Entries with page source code
— BEGIN —

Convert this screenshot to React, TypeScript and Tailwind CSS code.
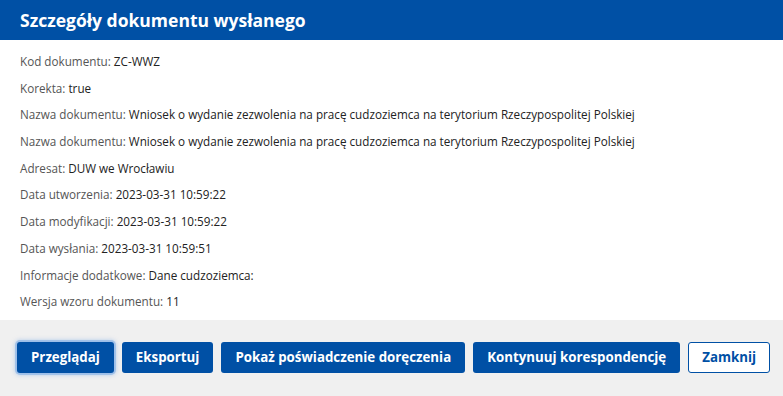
const rows: [string, string][] = [
  ['Kod dokumentu', 'ZC-WWZ'],
  ['Korekta', 'true'],
  ['Nazwa dokumentu', 'Wniosek o wydanie zezwolenia na pracę cudzoziemca na terytorium Rzeczypospolitej Polskiej'],
  ['Nazwa dokumentu', 'Wniosek o wydanie zezwolenia na pracę cudzoziemca na terytorium Rzeczypospolitej Polskiej'],
  ['Adresat', 'DUW we Wrocławiu'],
  ['Data utworzenia', '2023-03-31 10:59:22'],
  ['Data modyfikacji', '2023-03-31 10:59:22'],
  ['Data wysłania', '2023-03-31 10:59:51'],
  ['Informacje dodatkowe', 'Dane cudzoziemca:'],
  ['Wersja wzoru dokumentu', '11'],
];

const primary =
  'h-[31px] shrink-0 whitespace-nowrap rounded-[3px] bg-[#0050a5] px-[14px] text-[13.3px] font-bold text-white';

export default function App() {
  return (
    <div className="w-[783px] h-[396px] bg-white font-['Open_Sans',sans-serif] flex flex-col">
      {/* Header */}
      <div className="h-10 bg-[#0050a5] px-5 flex items-center">
        <h1 className="text-[17.5px] font-bold text-white">Szczegóły dokumentu wysłanego</h1>
      </div>

      {/* Details */}
      <div className="flex flex-col gap-[10.7px] px-5 pt-[13px] pb-[11px]">
        {rows.map(([label, value], i) => (
          <p key={i} className="h-4 text-[11.7px] leading-4 text-[#555]">
            {label}: <span className="text-[#222]">{value}</span>
          </p>
        ))}
      </div>

      {/* Footer */}
      <div className="flex-1 bg-[#f0f0f0] px-[17px] pt-[22px] flex gap-2">
        <button className={`${primary} shadow-[0_0_0_2px_rgba(120,170,230,0.5),0_0_4px_2px_rgba(120,170,230,0.5)]`}>
          Przeglądaj
        </button>
        <button className={primary}>Eksportuj</button>
        <button className={primary}>Pokaż poświadczenie doręczenia</button>
        <button className={primary}>Kontynuuj korespondencję</button>
        <button className="h-[31px] shrink-0 whitespace-nowrap rounded-[3px] border border-[#0050a5] bg-white px-[13px] text-[13.3px] font-bold text-[#0050a5]">
          Zamknij
        </button>
      </div>
    </div>
  );
}
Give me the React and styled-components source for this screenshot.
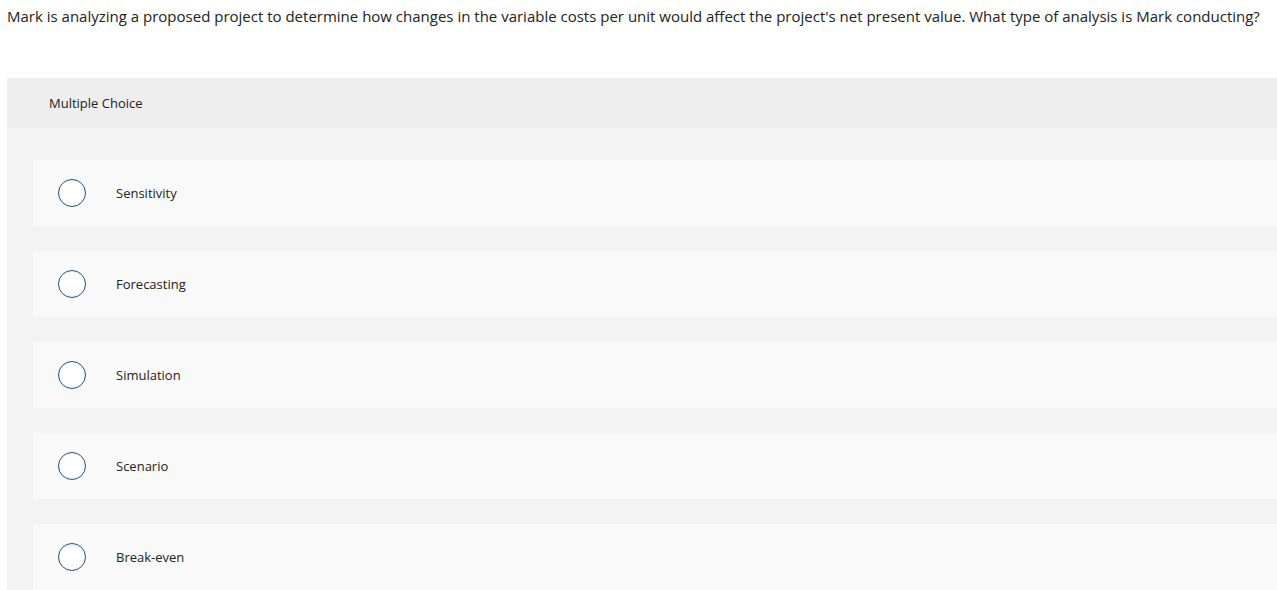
import styled, { createGlobalStyle } from 'styled-components';

const GlobalStyle = createGlobalStyle`
  body {
    margin: 0;
    background: #fff;
    font-family: "Open Sans", Lato, "Liberation Sans", sans-serif;
    color: #1a1a1a;
  }
`;

const Page = styled.div`
  padding: 6px 0 0 7px;
`;

const Question = styled.p`
  margin: 0;
  font-size: 15px;
  line-height: 20px;
  color: #222;
  white-space: nowrap;
`;

const Panel = styled.section`
  margin-top: 52px;
  background: #f3f3f3;
`;

const PanelHeader = styled.div`
  height: 50px;
  display: flex;
  align-items: center;
  padding-left: 42px;
  background: #eeeeee;
  font-size: 13px;
  color: #222;
`;

const Options = styled.div`
  display: flex;
  flex-direction: column;
  gap: 25px;
  padding: 32px 0 24px 26px;
`;

const Option = styled.label`
  height: 66px;
  display: flex;
  align-items: center;
  padding-left: 25px;
  background: #f9f9f9;
  cursor: pointer;
`;

const Radio = styled.span`
  width: 28px;
  height: 28px;
  box-sizing: border-box;
  border-radius: 50%;
  border: 1.5px solid #1f4f7d;
  background: #fff;
  flex-shrink: 0;
`;

const OptionText = styled.span`
  margin-left: 30px;
  font-size: 13px;
  color: #222;
`;

const choices = ['Sensitivity', 'Forecasting', 'Simulation', 'Scenario', 'Break-even'];

const App = () => (
  <Page>
    <GlobalStyle />
    <Question>
      Mark is analyzing a proposed project to determine how changes in the variable costs per unit would affect the project's net present value. What type of analysis is Mark conducting?
    </Question>
    <Panel>
      <PanelHeader>Multiple Choice</PanelHeader>
      <Options>
        {choices.map((c) => (
          <Option key={c}>
            <Radio />
            <OptionText>{c}</OptionText>
          </Option>
        ))}
      </Options>
    </Panel>
  </Page>
);

export default App;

— END —

Return every line above in which the string "this" occurs.

Convert this screenshot to React, TypeScript and Tailwind CSS code.
Give me the React and styled-components source for this screenshot.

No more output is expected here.